各国の株式市場にも大きな影響を与えている米中貿易交渉。その最終合意にむけた閣僚級の協議が9日からワシントンで行われます。神子田解説委員です。
Q トランプ劇場米中摩擦編とありますが、閣僚協議を前にしたトランプ発言がまたも、世界に衝撃を与えましたね?
A そうですね。トランプ政権は今週になって、中国からの2000億ドル相当の輸入品に対する関税の上乗せ分を、現在の10%から、今月10日には25%に引き上げる方針を表明しました。実際に引き上げが行われれば世界経済に深刻な打撃を与えることになります。きのうの東京市場の日経平均株価も、何も起きなければ令和への改元のご祝儀相場で値上がりへの期待が強かったのですが、米中協議の雲行きが一気に怪しくなったことで335円の値下がり。NY市場の株価も大幅に値下がりするなど、市場関係者は衝撃を受けています。

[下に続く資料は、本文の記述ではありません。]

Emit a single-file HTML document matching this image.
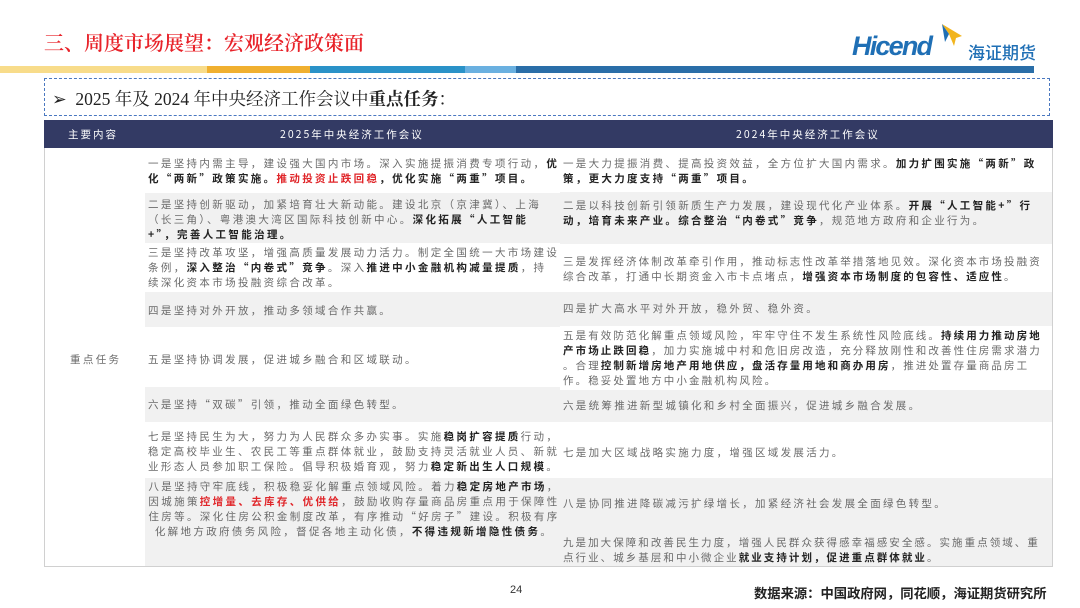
<!DOCTYPE html>
<html><head><meta charset="utf-8"><style>
*{margin:0;padding:0;box-sizing:border-box}
body{width:1080px;height:608px;background:#fff;position:relative;overflow:hidden;font-family:"Liberation Serif","Noto Serif CJK SC","Noto Sans CJK SC",serif}
.a{position:absolute}
.t{position:absolute;font-size:10.5px;line-height:15px;letter-spacing:2.35px;color:#6a6a6a;white-space:nowrap;font-family:"Noto Sans CJK SC",sans-serif}
.r2{letter-spacing:2.3px}
.t b{color:#222;font-weight:bold}
.t r{color:#e0262a;font-weight:bold}
.g{position:absolute;background:#f1f1f1}
</style></head><body>
<div class="a" style="left:44px;top:27px;font-size:20px;color:#e8232a;font-family:'Noto Serif CJK SC',serif;font-weight:600;letter-spacing:0px">三、周度市场展望：宏观经济政策面</div>
<div class="a" style="left:852px;top:31px;font-size:27px;font-style:italic;font-weight:bold;color:#1f6fb5;font-family:'Liberation Sans',sans-serif;letter-spacing:-1.8px">Hicend</div>
<svg class="a" style="left:940px;top:22px" width="26" height="24"><polygon points="2,2 22,14 16,16 14,24 9,12" fill="#f2b51d"/><polygon points="2,2 9,12 5,20" fill="#1f6fb5"/></svg>
<div class="a" style="left:968px;top:39px;font-size:17px;color:#1f6fb5;font-family:'Noto Sans CJK SC',sans-serif;font-weight:500">海证期货</div>
<div class="a" style="left:0;top:66px;width:207px;height:7px;background:#f8dc8a"></div>
<div class="a" style="left:207px;top:66px;width:103px;height:7px;background:#f0b030"></div>
<div class="a" style="left:310px;top:66px;width:155px;height:7px;background:#2a92c8"></div>
<div class="a" style="left:465px;top:66px;width:51px;height:7px;background:#6ab0e0"></div>
<div class="a" style="left:516px;top:66px;width:518px;height:7px;background:#2a6ea8"></div>
<div class="a" style="left:44px;top:78px;width:1006px;height:38px;border:1.5px dashed #4a78c0"></div>
<div class="a" style="left:52px;top:86px;font-size:17.5px;color:#222">➢&nbsp; 2025 年及 2024 年中央经济工作会议中<b>重点任务</b>：</div>
<div class="a" style="left:44px;top:120px;width:1009px;height:28px;background:#333a64"></div>
<div class="a" style="left:68px;top:127px;font-size:10.5px;color:#fff;letter-spacing:2px;font-family:'Noto Sans CJK SC',sans-serif">主要内容</div>
<div class="a" style="left:280px;top:127px;font-size:10.5px;color:#fff;letter-spacing:2px;font-family:'Noto Sans CJK SC',sans-serif">2025年中央经济工作会议</div>
<div class="a" style="left:736px;top:127px;font-size:10.5px;color:#fff;letter-spacing:2px;font-family:'Noto Sans CJK SC',sans-serif">2024年中央经济工作会议</div>
<div class="a" style="left:44px;top:148px;width:1009px;height:419px;border:1px solid #d0d0d0;border-top:none"></div>
<div class="g" style="left:145px;top:193px;width:415px;height:50px"></div>
<div class="g" style="left:145px;top:292px;width:415px;height:35px"></div>
<div class="g" style="left:145px;top:387px;width:415px;height:35px"></div>
<div class="g" style="left:145px;top:478px;width:415px;height:88px"></div>
<div class="g" style="left:560px;top:192px;width:492px;height:52px"></div>
<div class="g" style="left:560px;top:292px;width:492px;height:34px"></div>
<div class="g" style="left:560px;top:390px;width:492px;height:32px"></div>
<div class="g" style="left:560px;top:478px;width:492px;height:88px"></div>
<div class="t" style="left:70px;top:352px">重点任务</div>
<div class="t" style="left:148px;top:156px">一是坚持内需主导，建设强大国内市场。深入实施提振消费专项行动，<b>优</b><br><b>化“两新”政策实施。</b><r>推动投资止跌回稳</r><b>，优化实施“两重”项目。</b></div>
<div class="t" style="left:148px;top:197px">二是坚持创新驱动，加紧培育壮大新动能。建设北京（京津冀）、上海<br>（长三角）、粤港澳大湾区国际科技创新中心。<b>深化拓展“人工智能</b><br><b>+”，完善人工智能治理。</b></div>
<div class="t" style="left:148px;top:245px">三是坚持改革攻坚，增强高质量发展动力活力。制定全国统一大市场建设<br>条例，<b>深入整治“内卷式”竞争</b>。深入<b>推进中小金融机构减量提质</b>，持<br>续深化资本市场投融资综合改革。</div>
<div class="t" style="left:148px;top:303px">四是坚持对外开放，推动多领域合作共赢。</div>
<div class="t" style="left:148px;top:352px">五是坚持协调发展，促进城乡融合和区域联动。</div>
<div class="t" style="left:148px;top:397px">六是坚持“双碳”引领，推动全面绿色转型。</div>
<div class="t" style="left:148px;top:429px">七是坚持民生为大，努力为人民群众多办实事。实施<b>稳岗扩容提质</b>行动，<br>稳定高校毕业生、农民工等重点群体就业，鼓励支持灵活就业人员、新就<br>业形态人员参加职工保险。倡导积极婚育观，努力<b>稳定新出生人口规模</b>。</div>
<div class="t" style="left:148px;top:479px;width:412px;text-align:center">八是坚持守牢底线，积极稳妥化解重点领域风险。着力<b>稳定房地产市场</b>，<br>因城施策<r>控增量、去库存、优供给</r>，鼓励收购存量商品房重点用于保障性<br>住房等。深化住房公积金制度改革，有序推动“好房子”建设。积极有序<br>化解地方政府债务风险，督促各地主动化债，<b>不得违规新增隐性债务</b>。</div>
<div class="t r2" style="left:563px;top:156px">一是大力提振消费、提高投资效益，全方位扩大国内需求。<b>加力扩围实施“两新”政</b><br><b>策，更大力度支持“两重”项目。</b></div>
<div class="t r2" style="left:563px;top:198px">二是以科技创新引领新质生产力发展，建设现代化产业体系。<b>开展“人工智能+”行</b><br><b>动，培育未来产业。综合整治“内卷式”竞争</b>，规范地方政府和企业行为。</div>
<div class="t r2" style="left:563px;top:254px;letter-spacing:2.1px">三是发挥经济体制改革牵引作用，推动标志性改革举措落地见效。深化资本市场投融资<br>综合改革，打通中长期资金入市卡点堵点，<b>增强资本市场制度的包容性、适应性</b>。</div>
<div class="t r2" style="left:563px;top:301px">四是扩大高水平对外开放，稳外贸、稳外资。</div>
<div class="t r2" style="left:563px;top:328px;letter-spacing:2.1px">五是有效防范化解重点领域风险，牢牢守住不发生系统性风险底线。<b>持续用力推动房地</b><br><b>产市场止跌回稳</b>，加力实施城中村和危旧房改造，充分释放刚性和改善性住房需求潜力<br>。合理<b>控制新增房地产用地供应，盘活存量用地和商办用房</b>，推进处置存量商品房工<br>作。稳妥处置地方中小金融机构风险。</div>
<div class="t r2" style="left:563px;top:398px">六是统筹推进新型城镇化和乡村全面振兴，促进城乡融合发展。</div>
<div class="t r2" style="left:563px;top:445px">七是加大区域战略实施力度，增强区域发展活力。</div>
<div class="t r2" style="left:563px;top:496px">八是协同推进降碳减污扩绿增长，加紧经济社会发展全面绿色转型。</div>
<div class="t r2" style="left:563px;top:535px;letter-spacing:2.05px">九是加大保障和改善民生力度，增强人民群众获得感幸福感安全感。实施重点领域、重<br>点行业、城乡基层和中小微企业<b>就业支持计划，促进重点群体就业</b>。</div>
<div class="a" style="left:510px;top:584px;font-size:11px;color:#333;font-family:'Liberation Sans',sans-serif">24</div>
<div class="a" style="left:754px;top:583px;font-size:13.3px;color:#222;font-weight:bold;font-family:'Noto Sans CJK SC',sans-serif">数据来源：中国政府网，同花顺，海证期货研究所</div>
</body></html>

Q トランプ政権は交渉最終盤に来て、どうして関税の引き上げを打ち出したのか?
A 米中交渉では知的財産権の侵害や、国有企業に対する優遇策、さらに交渉の合意内容がきちんと実施されるかを検証する仕組みといった、中国側からすれば、国の体制の根幹にかかわる、あるいは、内政干渉となる微妙な問題が焦点となっています。両国は交渉を通じて、各分野の合意を積みあげてきましたが、アメリカ政府によると、ここへきて中国側がその積み上げたブロックを崩そうとしたということです。どの分野かはわかりませんが、いったん合意した内容に中国の保守派がNOといった可能性があります。
Q 交渉はこれからどうなりますか?
A アメリカはこのイラストが示すように中国ののど元に鋭いヤイバをつきつけることで譲歩を迫った形です。しかし、メンツを重んじる大国中国にとっては、逆に「降りるに降りれなくなる」。逆効果だという見方も出ています。10日の関税引き上げを前に、9日からは、劉鶴副首相らが訪米し閣僚協議に臨みますが、アメリカの要求にどのような回答を持っていくのか、それがトランプ大統領の納得のいくものとなり、関税の引き上げが土壇場で避けられることになるのか。世界の注目が集まることになります。